Nathaniel’s expression sobered, but he didn’t object to answering the question.
“I’m the oldest of seven children,” he said, “and both my parents are surgeons. My mum moved here from South Korea to study medicine as a young woman and she sacrificed so much. She left behind her parents and her two younger sisters. It was hard for her…being in a foreign country, striving for success.”
“And my dad was adopted as a toddler and brought here from South Korea to be raised in an English family. They were good to him but…it was transactional. And anyway…” He shook his head, slowly bringing his gaze up to look at me.
“I’m expected to be the best of the best. They have worked so hard for the lives they have now, and the life they have given my brothers and me, and I feel like I owe them my success. Nothing is good enough, you know?”
I said nothing, words failing me as I digested the truth laced in every word.
“I have always been number one,” Nathaniel went on. “And it’s been something my parents tell their friends and colleagues proudly. If I fail…I’m an embarrassment.”
“One failure surely wouldn’t…” my voice trailed off at the look on his face.
“This subject…I’m doing poorly. My dad is disappointed. He says he understands now why Oxford declined my application…I must do well in this final assignment. There’s no other option other than success.”
“Oxford didn’t accept you?” I asked, surprised.
Nathaniel released a bitter chuckle. “Yeah. It’s my greatest shame.”

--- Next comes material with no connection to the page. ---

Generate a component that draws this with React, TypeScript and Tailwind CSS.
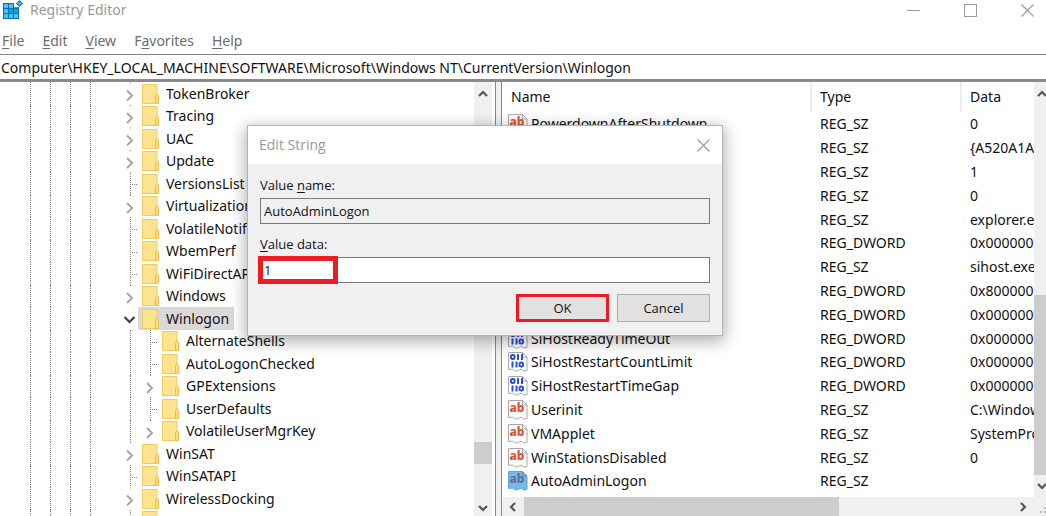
import { useState } from 'react';
import clsx from 'clsx';

interface TreeNode {
  name: string;
  child?: boolean;
  expandable?: boolean;
  open?: boolean;
}

interface RegistryValue {
  name: string;
  kind: 'string' | 'binary';
  type: string;
  data: string;
}

const tree: TreeNode[] = [
  { name: 'TokenBroker', expandable: true },
  { name: 'Tracing', expandable: true },
  { name: 'UAC', expandable: true },
  { name: 'Update', expandable: true },
  { name: 'VersionsList' },
  { name: 'Virtualization', expandable: true },
  { name: 'VolatileNotifications' },
  { name: 'WbemPerf' },
  { name: 'WiFiDirectAPI' },
  { name: 'Windows', expandable: true },
  { name: 'Winlogon', expandable: true, open: true },
  { name: 'AlternateShells', child: true },
  { name: 'AutoLogonChecked', child: true },
  { name: 'GPExtensions', child: true, expandable: true },
  { name: 'UserDefaults', child: true },
  { name: 'VolatileUserMgrKey', child: true, expandable: true },
  { name: 'WinSAT', expandable: true },
  { name: 'WinSATAPI' },
  { name: 'WirelessDocking', expandable: true },
  { name: 'WOF' },
];

const values: RegistryValue[] = [
  { name: 'PowerdownAfterShutdown', kind: 'string', type: 'REG_SZ', data: '0' },
  { name: 'PreCreateKnownFolders', kind: 'string', type: 'REG_SZ', data: '{A520A1A4' },
  { name: 'ReportBootOk', kind: 'string', type: 'REG_SZ', data: '1' },
  { name: 'scremoveoption', kind: 'string', type: 'REG_SZ', data: '0' },
  { name: 'Shell', kind: 'string', type: 'REG_SZ', data: 'explorer.exe' },
  { name: 'ShellCritical', kind: 'binary', type: 'REG_DWORD', data: '0x00000000' },
  { name: 'ShellInfrastructure', kind: 'string', type: 'REG_SZ', data: 'sihost.exe' },
  { name: 'ShutdownFlags', kind: 'binary', type: 'REG_DWORD', data: '0x80000027' },
  { name: 'SiHostCritical', kind: 'binary', type: 'REG_DWORD', data: '0x00000000' },
  { name: 'SiHostReadyTimeOut', kind: 'binary', type: 'REG_DWORD', data: '0x00000000' },
  { name: 'SiHostRestartCountLimit', kind: 'binary', type: 'REG_DWORD', data: '0x00000000' },
  { name: 'SiHostRestartTimeGap', kind: 'binary', type: 'REG_DWORD', data: '0x00000000' },
  { name: 'Userinit', kind: 'string', type: 'REG_SZ', data: 'C:\\Windows' },
  { name: 'VMApplet', kind: 'string', type: 'REG_SZ', data: 'SystemProp' },
  { name: 'WinStationsDisabled', kind: 'string', type: 'REG_SZ', data: '0' },
  { name: 'AutoAdminLogon', kind: 'string', type: 'REG_SZ', data: '' },
];

const menus = [
  ['', 'F', 'ile'],
  ['', 'E', 'dit'],
  ['', 'V', 'iew'],
  ['F', 'a', 'vorites'],
  ['', 'H', 'elp'],
];

function RegeditIcon() {
  const cells = [0, 1, 2];
  return (
    <svg className="h-5 w-5 shrink-0" viewBox="0 0 20 20">
      <rect x="0" y="3" width="16" height="16" fill="#0a6ea8" />
      {cells.map(r =>
        cells.map(c => (
          <rect
            key={`${r}${c}`}
            x={1 + c * 5}
            y={4 + r * 5}
            width="4"
            height="4"
            fill={(r === 0 && c < 2) || (c === 0 && r === 1) || r === 2 ? '#45c5f5' : '#1b9fe0'}
          />
        ))
      )}
      <rect x="11" y="2" width="6" height="5" fill="#fff" />
      <path d="M16.500 0l3.500 3.500L16.500 7 13 3.500z" fill="#0f7ab8" />
      <path d="M16.500 1.600l2 1.900-2 1.900-2-1.900z" fill="#4fb6e8" />
    </svg>
  );
}

function CloseIcon() {
  return (
    <svg className="h-[13px] w-[13px]" viewBox="0 0 13 13" stroke="#999" strokeWidth="1.1">
      <path d="M.5.5l12 12M12.500.5l-12 12" />
    </svg>
  );
}

function FolderIcon() {
  return (
    <svg className="h-5 w-[17px] shrink-0" viewBox="0 0 17 20">
      <rect x=".5" y=".5" width="14.500" height="19" fill="#ffe391" stroke="#efcc62" />
      <path d="M13.500 19.500v-8l1-1.500h1l1 1.500v8z" fill="#ffdf80" stroke="#e8bf45" />
    </svg>
  );
}

function Branch({ node }: { node: TreeNode }) {
  if (node.open) {
    return (
      <svg className="h-full w-[18px] shrink-0" viewBox="0 0 18 22" fill="none">
        <path d="M4.500 9.500l5 5 5-5" stroke="#404040" strokeWidth="2.200" />
      </svg>
    );
  }
  if (node.expandable) {
    return (
      <svg className="h-full w-[18px] shrink-0" viewBox="0 0 18 22" fill="none">
        <path d="M10 0h1v1h-1z" fill="#808080" />
        <path d="M7 8l5 5-5 5" stroke="#a6a6a6" strokeWidth="2" />
      </svg>
    );
  }
  return (
    <svg className="h-full w-[18px] shrink-0" stroke="#808080" strokeDasharray="1 1">
      <line x1="10.500" y1="0" x2="10.500" y2="100%" />
      <line x1="12" y1="12.500" x2="18" y2="12.500" />
    </svg>
  );
}

function ValueIcon({ kind, selected }: { kind: RegistryValue['kind']; selected: boolean }) {
  return (
    <svg className="h-5 w-5 shrink-0" viewBox="0 0 20 20">
      <path
        d="M.5.5h14l4.500 4.500v13.500l-3 .5-3-2-2.500 1.500-3 .5-3-2-4 .5z"
        fill={selected ? '#76b9ed' : '#fff'}
        stroke={selected ? '#5ba3dc' : '#a8a8a8'}
      />
      <path d="M14.500.5v4.500h4.500" fill="none" stroke={selected ? '#4a8fc8' : '#a8a8a8'} />
      {kind === 'string' ? (
        <text
          x="9"
          y="12"
          textAnchor="middle"
          fontSize="12"
          fontWeight="800"
          fill={selected ? '#6b6f8f' : '#dd5230'}
        >
          ab
        </text>
      ) : (
        <g fill="none" stroke="#2b50d8" strokeWidth="2">
          <rect x="3" y="3" width="3.500" height="4" rx="1.500" />
          <path d="M10 2v6M14 2v6M4.500 9.500v6M8.500 9.500v6" />
          <rect x="11.500" y="10.500" width="3.500" height="4" rx="1.500" />
        </g>
      )}
    </svg>
  );
}

const arrows = {
  up: 'M2 8l4-4 4 4',
  down: 'M2 4l4 4 4-4',
  left: 'M8 2L4 6l4 4',
  right: 'M4 2l4 4-4 4',
};

function ScrollButton({ dir, className }: { dir: keyof typeof arrows; className: string }) {
  return (
    <button
      type="button"
      aria-label={`Scroll ${dir}`}
      className={clsx('flex shrink-0 items-center justify-center', className)}
    >
      <svg className="h-3 w-3 shrink-0" viewBox="0 0 12 12" fill="none" stroke="#555" strokeWidth="2.200">
        <path d={arrows[dir]} />
      </svg>
    </button>
  );
}

function KeyTree() {
  const [selected, setSelected] = useState('Winlogon');

  return (
    <div className="flex w-[496px] shrink-0 border-r border-[#828790] pr-[3px]">
      <ul className="min-w-0 flex-1 overflow-hidden">
        {tree.map(node => (
          <li key={node.name} className="flex items-stretch pl-[30px] odd:h-[23px] even:h-[22px]">
            <span className="w-5 shrink-0 border-l border-dotted border-[#808080]" />
            <span className="w-5 shrink-0 border-l border-dotted border-[#808080]" />
            <span className="w-5 shrink-0 border-l border-dotted border-[#808080]" />
            <span className="w-[30px] shrink-0 border-l border-dotted border-[#808080]" />
            {node.child && (
              <span className="flex w-5 shrink-0 justify-end">
                <span className="w-[10px] border-l border-dotted border-[#808080]" />
              </span>
            )}
            <Branch node={node} />
            <button
              type="button"
              onClick={() => setSelected(node.name)}
              className={clsx(
                'flex items-center gap-[7px] pr-[5px] pl-1 whitespace-nowrap',
                selected === node.name && 'bg-[#d9d9d9]'
              )}
            >
              <FolderIcon />
              {node.name}
            </button>
          </li>
        ))}
      </ul>
      <div className="flex w-[18px] shrink-0 flex-col bg-[#f0f0f0]">
        <ScrollButton dir="up" className="h-6" />
        <div className="flex-[335]" />
        <div className="flex-[22] bg-[#cdcdcd]" />
        <div className="flex-[36]" />
        <ScrollButton dir="down" className="h-4" />
      </div>
    </div>
  );
}

function ValueList() {
  return (
    <div className="flex min-w-0 flex-1 flex-col border-l border-[#828790]">
      <div className="flex min-h-0 flex-1">
        <div className="min-w-0 flex-1 overflow-hidden">
          <table className="w-full table-fixed border-separate border-spacing-0 text-left">
            <thead>
              <tr className="h-[30px]">
                <th className="w-[310px] border-r-2 border-[#ececec] p-0 pl-[9px] font-normal">Name</th>
                <th className="w-[150px] border-r-2 border-[#ececec] p-0 pl-2 font-normal">Type</th>
                <th className="p-0 pl-2 font-normal">Data</th>
              </tr>
            </thead>
            <tbody>
              {values.map(value => (
                <tr key={value.name} className="h-6 [&:nth-child(5n)]:h-[23px]">
                  <td className="p-0 pl-1.5">
                    <span className="flex h-5 items-center gap-[3px] whitespace-nowrap">
                      <ValueIcon kind={value.kind} selected={value.name === 'AutoAdminLogon'} />
                      {value.name}
                    </span>
                  </td>
                  <td className="p-0 pl-2 whitespace-nowrap">{value.type}</td>
                  <td className="overflow-hidden p-0 pl-2 whitespace-nowrap">{value.data}</td>
                </tr>
              ))}
            </tbody>
          </table>
        </div>
        <div className="flex w-3 shrink-0 flex-col overflow-hidden bg-[#f0f0f0]">
          <ScrollButton dir="up" className="h-6 w-4" />
          <div className="flex-[189]" />
          <div className="flex-[180] bg-[#cdcdcd]" />
          <ScrollButton dir="down" className="h-[22px] w-4" />
        </div>
      </div>
      <div className="flex h-[19px] shrink-0 bg-[#f0f0f0]">
        <ScrollButton dir="left" className="w-[22px]" />
        <div className="flex-[314] bg-[#cdcdcd]" />
        <div className="flex-[173]" />
        <ScrollButton dir="right" className="w-[22px]" />
        <svg className="h-[19px] w-3 shrink-0" viewBox="0 0 12 19" fill="#bfbfbf">
          <path d="M10 10h2v2h-2zM6 14h2v2H6zM10 14h2v2h-2z" />
        </svg>
      </div>
    </div>
  );
}

function EditStringDialog() {
  const [data, setData] = useState('1');

  return (
    <form
      role="dialog"
      aria-labelledby="dialog-title"
      onSubmit={e => e.preventDefault()}
      className="absolute top-[125px] left-[247px] w-[476px] border border-[#b4b4b4] bg-[#f0f0f0] font-['Open_Sans','Noto_Sans',sans-serif] text-[13px] shadow-[0_4px_14px_2px_rgba(0,0,0,0.3)]"
    >
      <div className="flex h-[38px] items-center justify-between bg-white pr-3 pl-[11px]">
        <h2 id="dialog-title" className="text-[14px] text-[#999]">
          Edit String
        </h2>
        <button type="button" aria-label="Close dialog">
          <CloseIcon />
        </button>
      </div>
      <div className="flex flex-col px-3 pt-3 pb-[13px]">
        <label htmlFor="value-name" className="h-[22px] leading-[18px]">
          Value <u className="underline-offset-2">n</u>ame:
        </label>
        <input
          id="value-name"
          readOnly
          value="AutoAdminLogon"
          className="h-[26px] w-full border border-[#7a7a7a] bg-[#f0f0f0] px-[3px] outline-none"
        />
        <label htmlFor="value-data" className="mt-[11px] h-[22px] leading-[18px]">
          <u className="underline-offset-2">V</u>alue data:
        </label>
        <div className="relative">
          <input
            id="value-data"
            value={data}
            onChange={e => setData(e.target.value)}
            className="block h-[26px] w-full border border-[#7a7a7a] bg-white px-[3px] outline-none"
          />
          <span className="pointer-events-none absolute -top-px -left-0.5 h-7 w-20 border-[5px] border-[#ed1c24]" />
        </div>
        <div className="mt-[11px] flex justify-end gap-2">
          <button type="submit" className="h-7 w-[93px] border-[3px] border-[#ed1c24] bg-[#e1e1e1]">
            OK
          </button>
          <button type="button" className="h-7 w-[93px] border border-[#adadad] bg-[#e1e1e1]">
            Cancel
          </button>
        </div>
      </div>
    </form>
  );
}

export default function App() {
  return (
    <div className="relative flex h-screen flex-col overflow-hidden bg-white font-['Noto_Sans','Open_Sans',sans-serif] text-[14px] leading-5 text-[#111]">
      <header className="flex h-5 shrink-0 items-center justify-between pr-3 pl-[3px]">
        <div className="flex items-center gap-[7px]">
          <RegeditIcon />
          <h1 className="text-[#999]">Registry Editor</h1>
        </div>
        <div className="flex items-center gap-11">
          <button type="button" aria-label="Minimize">
            <svg className="h-[13px] w-[13px]" viewBox="0 0 13 13" stroke="#999">
              <path d="M0 6.500h13" />
            </svg>
          </button>
          <button type="button" aria-label="Maximize">
            <svg className="h-[13px] w-[13px]" viewBox="0 0 13 13" fill="none" stroke="#999">
              <rect x=".5" y=".5" width="12" height="12" />
            </svg>
          </button>
          <button type="button" aria-label="Close">
            <CloseIcon />
          </button>
        </div>
      </header>
      <nav className="flex h-[34px] shrink-0 items-center gap-[18px] pt-2 pl-0.5 text-[#6d6d6d]">
        {menus.map(([before, key, after]) => (
          <button key={before + key + after} type="button">
            {before}
            <u className="underline-offset-2">{key}</u>
            {after}
          </button>
        ))}
      </nav>
      <input
        aria-label="Address"
        readOnly
        value="Computer\HKEY_LOCAL_MACHINE\SOFTWARE\Microsoft\Windows NT\CurrentVersion\Winlogon"
        className="h-[25px] w-full shrink-0 border-t border-[#828282] px-px outline-none"
      />
      <main className="flex min-h-0 flex-1 gap-[5px] border-t-3 border-[#8a8a8c] bg-[#f0f0f0] *:bg-white">
        <KeyTree />
        <ValueList />
      </main>
      <EditStringDialog />
    </div>
  );
}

I bit my lip, debating my next words. Nathaniel was the smartest person I knew, I had always assumed Dawnridge had been his first choice. To know that he too had experienced failure…it humanised him.
“I’m sorry you didn’t get accepted into Oxford, but Dawnridge is an incredible university,” I tried to comfort him. “You’re not a failure.”
Nathaniel smiled, though it didn’t quite reach his eyes. “Thank you.”
“And your dad may be disappointed, but you shouldn’t be,” I went on, “you’re at the top of your course regardless of your one slip up in this subject. It’s okay to not be at your best all the time.”
“I know, I just…not all my brothers are as academic as I am,” he sighed, leaning back against the cushioned booth.
“I don’t want them to experience the same pressure that I have.
I don’t want them to kill themselves trying to live up to my parents’ expectations.
If I am successful, if I make them proud, maybe my brothers will have more room to chase their own dreams.”
“You’re protecting them,” I said.
“I guess so,” Nathaniel shrugged. “But I’m also doing it for myself. What good am I if not the best?”
I swallowed hard. That sounded an awful lot like the question circling around my own head. Perhaps Nathaniel and I were not so different after all.
Biting my lip hard enough to draw blood, I glanced toward the unopened doors and released a frustrated sigh. “Can we call security again?”
“I’ll try, but they haven’t been answering,” Nathaniel sighed.